Award No.: HAA-266490-19
Date of activities: September 1, 2019 to August 31, 2020
By Christopher Church and Katherine Hepworth

Project activities

Project overview

This project advanced work toward generating ethical visualizations of historical corpora comprising the European cultural imagination prior to the twentieth century without reproducing ethnocentrism. Visually representing the historical place of misrepresented peoples and locales throughout the world requires interdisciplinary collaboration focused equally on critical theory, data visualization, ethics, machine learning, and text analysis. The grant funded a two-day workshop that united top experts from relevant fields to address the conceptual and logistical challenges of visualizing French colonial historical texts: 1) how to create ethical data visualizations–and their underlying forms of training and analysis–that grapple with inherent source biases; and 2) how to computationally process non-modern, non-English languages for humanities research in a critically engaged way.

Project Activities

Over a two-day period, we hosted eight conference sessions, each addressing a key aspect of the project’s implementation plan: 1) scholarly framing; 2) metadata structure; 3) natural language processing workflow; 4) domain adaptation for early modern French; 5) data visualization ethics; 6) interface design and usability; 7) adapting open-source projects; and 8) long-term preservation. Each session was led by a domain-area expert, assisted by a scholar in an adjacent field, and was 75 minutes in length, with a 30 minute break between sessions for less formal conversations. There were two working lunches to continue conversations started during the formal sessions, as well as a working dinner to do the same. The bulk of the first day of sessions addressed issues raised by the historical content, while the second dealt with the methodologies of data visualization and project management. Domain area experts from history, fine arts and design, journalism, computer science, machine learning, and the libraries contributed to the project. A hired undergraduate assistant recorded all sessions and took graphical notes, which were then posted to the online Zenodo and GitHub along with the scholars’ slide decks.

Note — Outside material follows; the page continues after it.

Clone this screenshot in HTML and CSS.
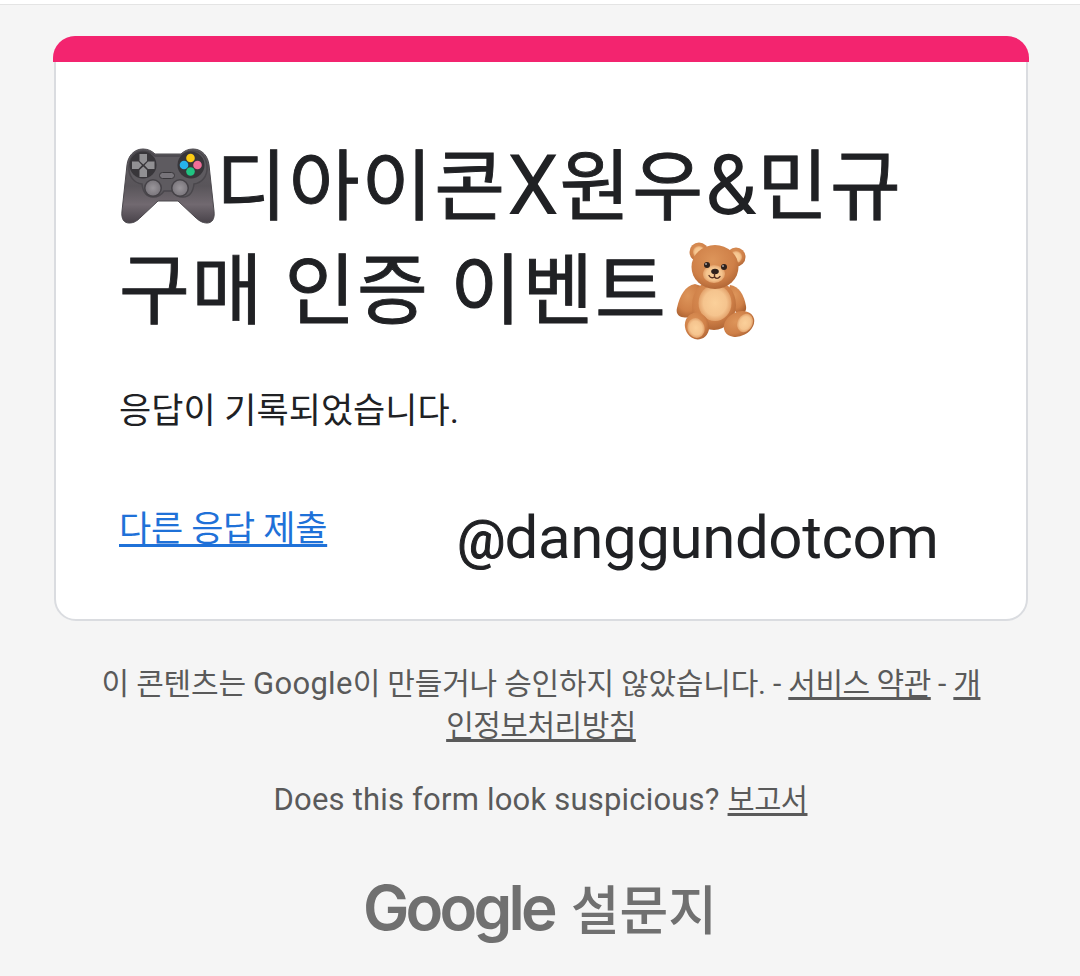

Changes/Alterations to Work Plan

Omissions and changes to key personnel

Several of our proposed participants were unable to attend the event on the proposed date and time. We replaced some key personnel with suitable equivalent experts in their fields.

Changes to subjects discussed

On the recommendation of our invited experts, a new topic ‘NLP workflow’ was added to our workshop discussion schedule and two of the previously proposed topics were folded into one discussion topic: ‘‘input and output (i/o), ongoing maintenance, and preservation’.

Changes to data management plan

Due to changes in personnel and structural developments at the UNR Library System, as well as recommendations made during the planning workshop itself, the data management plan had to be altered. Instead of despoting the planning workshop materials into the ScholarWorks repository at UNR, we were advised to use Zenodo, which integrates with GitHub, provides a unique document identifier, and is more public-facing than the university’s internal data repository.

Publicizing efforts

A Github Pages website was made as a public-facing entry into the workshop materials preserved online. Considerable effort was made to make the writing, formatting, and file access easy and accessible for non-expert audiences.

 


Accomplishments

The planning stage for the project addressed two major technical goals: 1) how to mine historic corpora for named entities and their descriptors; and 2) then how to visualize them cartographically to demonstrate what nineteenth-century French imperialism looked like from a cultural and ideological perspective. In tackling these two goals, the project addressed how the tools of distant reading and visualization could be applied to a broad range of historical sources in ways that attend to cultural, geographic, and linguistic diversity. With “critical digital humanities” in mind, the workshop’s sessions melded technical concerns with humanistic ones, leading to rich discussions about identifying and preventing the visual perpetuation of pernicious narratives about historical subjects that have persisted from the past into the present. The key findings from the planning stage of the project can be broken down into three main categories: 1) insights about the visualization of humanistic data, including pitfalls and methodological concerns; 2) technical problems related to the tools of analysis as well as the underlying nature of the humanistic data; and 3) project management revelations.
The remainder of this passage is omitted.